Particularly if there is any wind the dry leaves and twigs burn instantly and very hot, and the water in your flat sided quartpot boils within twenty or thirty seconds. You pour a small pile of tea leaves from your bag into your hand, and drop them into the boiling water. The leaves take the water off the boil just long enough to sink to the bottom of the quartpot and infuse the water dark brown, and then as the water comes back to the boil again they froth to the top, where you can knock the dust off a twig and scrape them onto the ground.

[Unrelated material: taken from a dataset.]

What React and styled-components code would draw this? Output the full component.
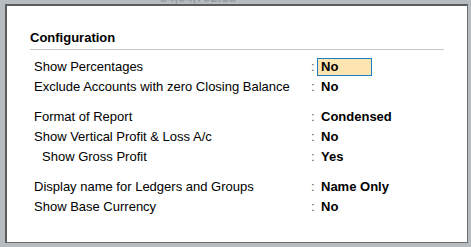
import styled, { createGlobalStyle } from "styled-components";

const GlobalStyle = createGlobalStyle`
  html, body {
    margin: 0;
    padding: 0;
    background: #b7bcc0;
    font-family: "Liberation Sans", Arial, sans-serif;
  }
`;

const groups = [
  [
    { label: "Show Percentages", value: "No", focused: true },
    { label: "Exclude Accounts with zero Closing Balance", value: "No" },
  ],
  [
    { label: "Format of Report", value: "Condensed" },
    { label: "Show Vertical Profit & Loss A/c", value: "No" },
    { label: "Show Gross Profit", value: "Yes", indent: true },
  ],
  [
    { label: "Display name for Ledgers and Groups", value: "Name Only" },
    { label: "Show Base Currency", value: "No" },
  ],
];

const App = () => {
  return (
    <Screen>
      <GlobalStyle />
      <Behind>
        <BehindText>34,64,792.58</BehindText>
      </Behind>
      <Panel>
        <Title>Configuration</Title>
        <Groups>
          {groups.map((rows, i) => (
            <Group key={i}>
              {rows.map((row) => (
                <Row key={row.label}>
                  <Label $indent={row.indent}>{row.label}</Label>
                  <Colon>:</Colon>
                  <Value $focused={row.focused}>{row.value}</Value>
                </Row>
              ))}
            </Group>
          ))}
        </Groups>
      </Panel>
    </Screen>
  );
};

const Screen = styled.div`
  width: 471px;
  height: 247px;
  overflow: hidden;
`;

const Behind = styled.div`
  height: 4px;
  overflow: hidden;
  padding-left: 160px;
`;

const BehindText = styled.div`
  margin-top: -10px;
  font-size: 13px;
  line-height: 16px;
  font-weight: bold;
  color: #9a9ea2;
`;

const Panel = styled.div`
  box-sizing: border-box;
  margin-left: 5px;
  width: 463px;
  height: 239px;
  background: #ffffff;
  border: 1px solid #6e6e6e;
  border-left: 2px solid #5c5c5c;
  border-top: 2px solid #5c5c5c;
  padding: 24px 0 0 23px;
`;

const Title = styled.div`
  width: 414px;
  font-size: 13px;
  line-height: 16px;
  font-weight: bold;
  color: #000;
  padding-bottom: 3px;
  border-bottom: 1px solid #c8c8c8;
`;

const Groups = styled.div`
  display: flex;
  flex-direction: column;
  gap: 10px;
  margin-top: 7px;
  padding-left: 4px;
`;

const Group = styled.div`
  display: flex;
  flex-direction: column;
`;

const Row = styled.div`
  display: grid;
  grid-template-columns: 277px 6px auto;
  align-items: center;
  height: 20px;
  font-size: 13px;
  line-height: 16px;
  color: #000;
`;

const Label = styled.div`
  padding-left: ${(p) => (p.$indent ? "8px" : "0")};
  white-space: nowrap;
`;

const Colon = styled.div`
  color: #555;
`;

const Value = styled.div`
  box-sizing: border-box;
  justify-self: start;
  height: 18px;
  min-width: 55px;
  padding: 0 3px;
  line-height: 16px;
  font-weight: bold;
  border: 1px solid ${(p) => (p.$focused ? "#1c7fc6" : "transparent")};
  background: ${(p) => (p.$focused ? "#fde5b1" : "transparent")};
`;

export default App;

If you have faced your quartpot handles correctly away from the fire and pulled them out at right angles, they should be cool enough to pick up. If they’re too hot you use a bandana or your shirt tail to hold them. Because he wears an ancient, shapeless Australian Army bush hat, rather than the proper respectable Akubra, Ben more often than not uses his hat.
In my case, a dash of sugar makes this the perfect cup of tea, or three cups to be more accurate, poured into your quartpot lid and drunk in religious silence, with a cold beef sandwich in the other hand, sitting on a log or squatting on the ground. I made the mistake of sitting on the ground early in my days on Cockatoo Creek, and the bull ants taught me never to do it again.
Plain, ordinary tea, with no milk, drunk as hot as you can bear out of a quartpot lid on a furnace hot day, preferably under the shade of a tall, pale gum tree, is up there with the great French champagnes, chilled XXXX in a refrigerated glass, and the stuff the Gods used to break out for special occasions on Mount Olympus.
It smells of the eucalyptus leaves you burned to brew it, and just as the call of the butcher bird is for me the one clear sound that summons up the outback, a quartpot of tea is the definitive taste of the Australian bush.